RESULTS: No differences in body weight were observed between the IF and SD groups. Peripheral glucose uptake and hepatic insulin sensitivity during the clamp did not significantly differ between the IF and SD groups. Likewise, lipolysis and proteolysis were not different ... IF decreased resting energy expenditure. IF had no effect on the phosphorylation of AKT but significantly increased the phosphorylation of glycogen synthase kinase. Phosphorylation of mTOR was significantly lower after IF than after the SD.
CONCLUSIONS: IF does not affect whole-body glucose, lipid, or protein metabolism in healthy lean men despite changes in muscle phosphorylation of GSK and mTOR. The decrease in resting energy expenditure after IF indicates the possibility of an increase in weight during IF when caloric intake is not adjusted. (1)
Re (2): as they note in the full text,
Although Halberg et al showed an increased glucose infusion rate during the hyperinsulinemic clamp in their study we were not able to discern differences in peripheral or hepatic insulin sensitivity despite equal diets and a crossover design. The lack of an effect on peripheral insulin sensitivity was strengthened by the data on phosphorylated AS160-thr642-a downstream target of AKT that is involved in the translocation of GLUT4 to the plasma membrane. Insulin-mediated phosphorylation ofAS160 was shown to be decreased in patients with type 2 diabetes and after short-term fasting, but it is uncertain whether IF selectively influences intermediary metabolism. Such selectivity might be advantageous when adapting to periods of food abundance and food shortage.
Certainly, none of the other human intermittent fasting studies have suggested improved glucose metabolism or insulin sensitivity.
Re the more interesting effect on mTOR:
pmTOR-ser2448 [the residue whose activating phosphorylation rapamycin blocks -MR] was not different between the IF and SD groups in the basal state but was significantly lower during the clamp after IF ... [We found no differences in the total muscle content of AKT, GSK-3, or mTOR … Because we did not assess protein synthesis rates, we cannot support that the lower mTOR phosphorylation in the basal state after IF than after the SD reflects lower protein synthesis, as shown earlier for short-term fasting (14). LBM was not affected, although the duration of our study may have been insufficient to observe measurable effects on muscle mass
This would be more promising ... but again, the rodent data is pretty clear that whatever the narrow metabolic benefits of EOD/ADF/IF may be, it doesn't retard aging except when it's associated with an actual reduction in Caloric intake.
See the full text here.
-Michael
1. Intermittent fasting does not affect whole-body glucose, lipid, or protein metabolism.

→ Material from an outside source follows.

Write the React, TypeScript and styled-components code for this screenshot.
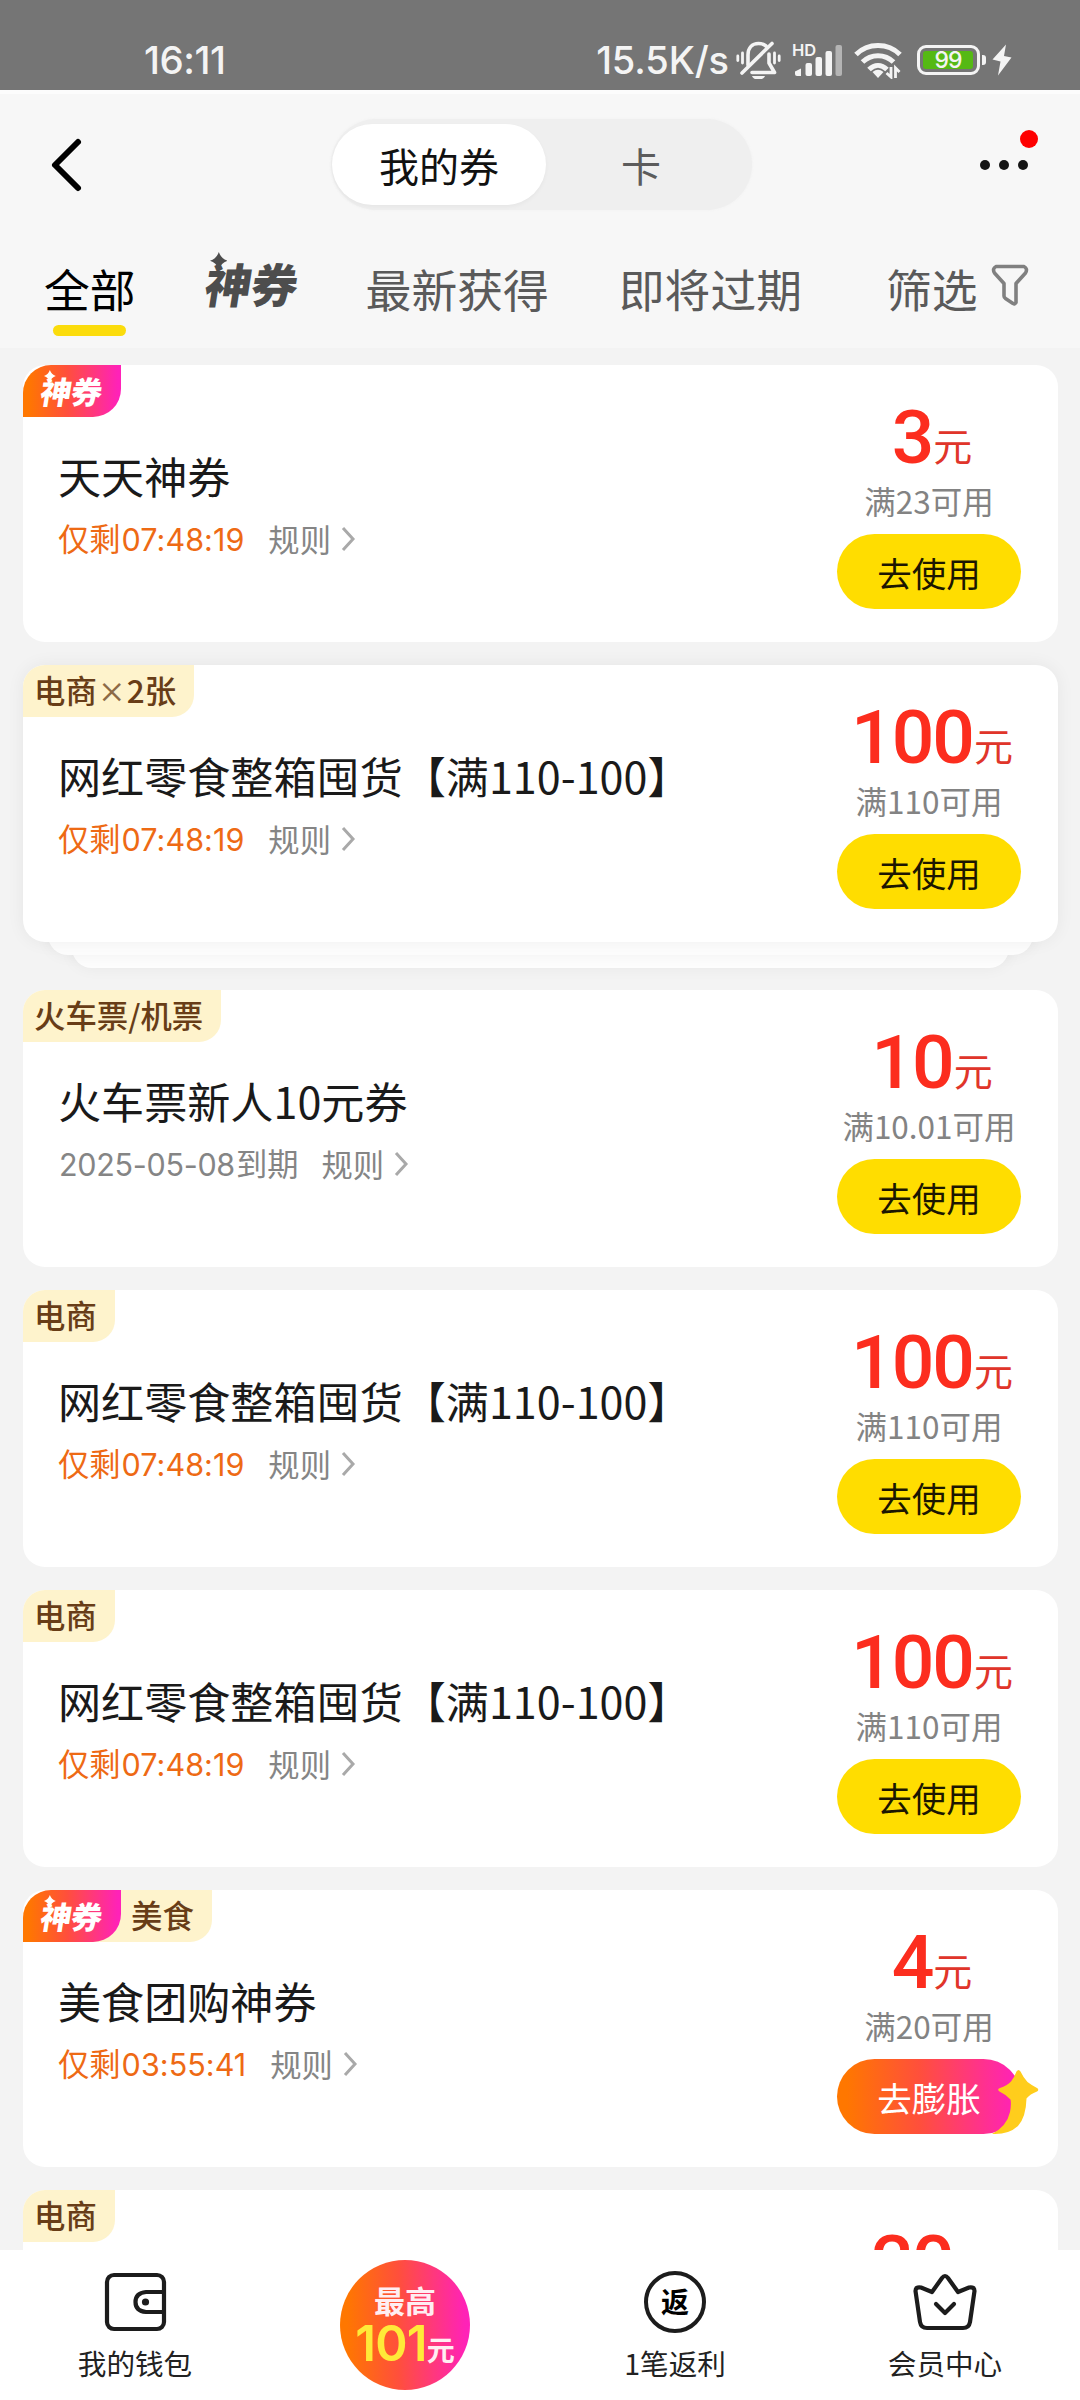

Soeters MR, Lammers NM, Dubbelhuis PF, Ackermans MT, Jonkers-Schuitema CF, Fliers E, Sauerwein HP, Aerts JM, Serlie MJ.
Am J Clin Nutr. 2009 Sep 23. [Epub ahead of print]
PMID: 19776143
2. Halberg N, Henriksen M, Söderhamn N, Stallknecht B, Ploug T, Schjerling P, Dela F.
Effect of intermittent fasting and refeeding on insulin action in healthy men.
J Appl Physiol. 2005 Dec;99(6):2128-36. Epub 2005 Jul 28.
PubMed PMID: 16051710.
3. Anson RM, Guo Z, de Cabo R, Iyun T, Rios M, Hagepanos A, Ingram DK, Lane MA, Mattson MP. Intermittent fasting dissociates beneficial effects of dietary restriction on glucose metabolism and neuronal resistance to injury from calorie intake. Proc Natl Acad Sci U S A. 2003 May 13;100(10):6216-20. Epub 2003 Apr 30. PubMed PMID: 12724520; PubMed Central PMCID: PMC156352.
Edited by Michael, 28 September 2009 - 04:19 PM.